What Is A Schizophrenic?
by Allen R. Kates, MFAW, BCECR
Schizophrenic Kelly Thomas
A Group of Disorders
According to the Mayo Clinic, schizophrenia is not just one brain disorder, but a group of disorders where sufferers interpret reality in an abnormal way. The disorder may result in auditory or visual hallucinations, delusions, and disordered or chaotic thinking and behavior. Schizophrenia has often incorrectly been referred to as “split personality” or even “multiple personality.” The word actually refers to a “split mind,” showing a disruption in the balance between emotions and thinking.*
Symptoms of Schizophrenia
With delusions, or beliefs that are not true, schizophrenics may feel that people are following them or trying to hurt them. Sometimes they think other people can read their minds. Schizophrenics often believe they have special powers or abilities.
The schizophrenics I spent time with believed that they heard voices, but others may see, smell, taste and feel things that are not there. I spent hours listening to their stories of what their voices told them.
Their behavior could be anything that we find strange or inappropriate, from showing no reaction to sadness to running out into the street naked, ignoring traffic. I witnessed many forms of odd behavior, including that last one.
The person is hard to understand; sentences may not make sense, or the topic of conversation changes with little or no connection between sentences. Sometimes speech is more than difficult to follow, it’s incomprehensible, like a word salad.
Other symptoms include lack of motivation, diminished ability to reason or think things out, decreased emotional expression, sometimes appearing emotionless and unresponsive. They may lose interest in hygiene, not keeping themselves clean, not taking showers, brushing their teeth or wearing clean clothes. They don’t want to interact with others and rarely feel or express strong emotions.* I did not see that last symptom in my entire two years with 12 schizophrenics. They always sought company, and expressed strong emotions, often too strong, sometimes shouting. But I often saw poor hygiene and was always on their case about keeping clean.

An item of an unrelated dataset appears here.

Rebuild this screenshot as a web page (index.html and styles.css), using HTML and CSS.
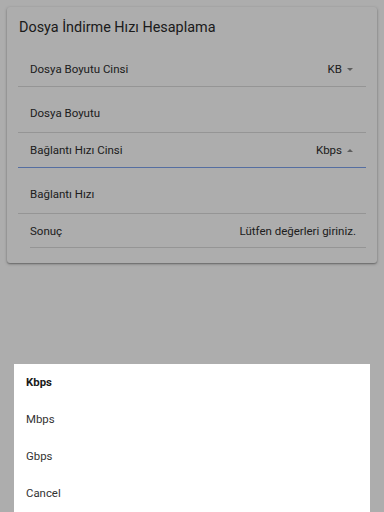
FILE: index.html
```html
<!DOCTYPE html>
<html lang="tr">
<head>
<meta charset="utf-8">
<title>Dosya İndirme Hızı Hesaplama</title>
<link rel="stylesheet" href="styles.css">
</head>
<body>
<main class="page">
  <section class="card">
    <h1 class="card-title">Dosya İndirme Hızı Hesaplama</h1>
    <ul class="list">
      <li class="item item-select">
        <span class="label">Dosya Boyutu Cinsi</span>
        <span class="value">KB <span class="caret caret-down"></span></span>
      </li>
      <li class="item item-input">
        <span class="label">Dosya Boyutu</span>
      </li>
      <li class="item item-select item-focused">
        <span class="label">Bağlantı Hızı Cinsi</span>
        <span class="value">Kbps <span class="caret caret-up"></span></span>
      </li>
      <li class="item item-input">
        <span class="label">Bağlantı Hızı</span>
      </li>
      <li class="item item-result">
        <div class="item-inner">
          <span class="label">Sonuç</span>
          <span class="value">Lütfen değerleri giriniz.</span>
        </div>
      </li>
    </ul>
  </section>
</main>
<div class="backdrop"></div>
<div class="action-sheet">
  <button class="sheet-btn sheet-selected">Kbps</button>
  <button class="sheet-btn">Mbps</button>
  <button class="sheet-btn">Gbps</button>
  <button class="sheet-btn">Cancel</button>
</div>
</body>
</html>
```
FILE: styles.css
```css
* { box-sizing: border-box; }
html, body {
  margin: 0;
  padding: 0;
  width: 384px;
  height: 512px;
  overflow: hidden;
  background: #ffffff;
  font-family: Roboto, "Liberation Sans", Arial, sans-serif;
  color: #262626;
}
.page {
  padding: 7px;
}
.card {
  background: #ffffff;
  border-radius: 3px;
  box-shadow: 0 1px 3px rgba(0,0,0,0.35), 0 1px 1px rgba(0,0,0,0.15);
  padding: 12px 11px 15px 11px;
}
.card-title {
  margin: 0 0 16px 1px;
  font-size: 14.4px;
  line-height: 17px;
  font-weight: 400;
  color: #2a2a2a;
}
.list {
  list-style: none;
  margin: 0;
  padding: 0;
}
.item {
  display: flex;
  align-items: center;
  justify-content: space-between;
  padding: 0 13px 0 12px;
  font-size: 11.5px;
  color: #2e2e2e;
  border-bottom: 1px solid #dcdcdc;
}
.item-select {
  height: 35px;
}
.item-input {
  height: 46px;
  align-items: flex-start;
  padding-top: 19px;
}
.item-focused {
  border-bottom-color: #7ea2ee;
}
.item-result {
  height: 34px;
  padding: 0 0 0 12px;
  border-bottom: none;
}
.item-inner {
  flex: 1;
  height: 100%;
  display: flex;
  align-items: center;
  justify-content: space-between;
  padding-right: 10px;
  border-bottom: 1px solid #dcdcdc;
}
.value {
  display: flex;
  align-items: center;
}
.caret {
  display: inline-block;
  width: 0;
  height: 0;
  margin-left: 5px;
  border-left: 3.5px solid transparent;
  border-right: 3.5px solid transparent;
}
.caret-down {
  border-top: 3.5px solid #8a8a8a;
}
.caret-up {
  border-bottom: 3.5px solid #8a8a8a;
}
.backdrop {
  position: fixed;
  inset: 0;
  background: rgba(0,0,0,0.32);
}
.action-sheet {
  position: fixed;
  left: 14px;
  right: 14px;
  bottom: 0;
  background: #ffffff;
  display: flex;
  flex-direction: column;
}
.sheet-btn {
  height: 37px;
  border: none;
  background: transparent;
  text-align: left;
  padding: 0 0 1px 12px;
  font-family: Roboto, "Liberation Sans", Arial, sans-serif;
  font-size: 11.4px;
  color: #333333;
}
.sheet-selected {
  font-weight: 700;
  color: #1a1a1a;
}
```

*Adapted from: http://www.hopkinsmedicine.org/epigen/szwhatis.htm
Rarely Hold Jobs
Schizophrenics cannot usually work at a job that requires a high level of performance, as their inability to concentrate and overreaction to stress make it nearly impossible for them. The schizophrenics I assisted would sometimes perform easy, stress-free jobs at a company that hired the handicapped where they sat at a table assembling glass frames, for instance. However, one of the men with whom I spent a lot of time functioned very well cutting cartoon characters out of plywood and painting them for a small business near the half-way house. So no symptom fits every individual.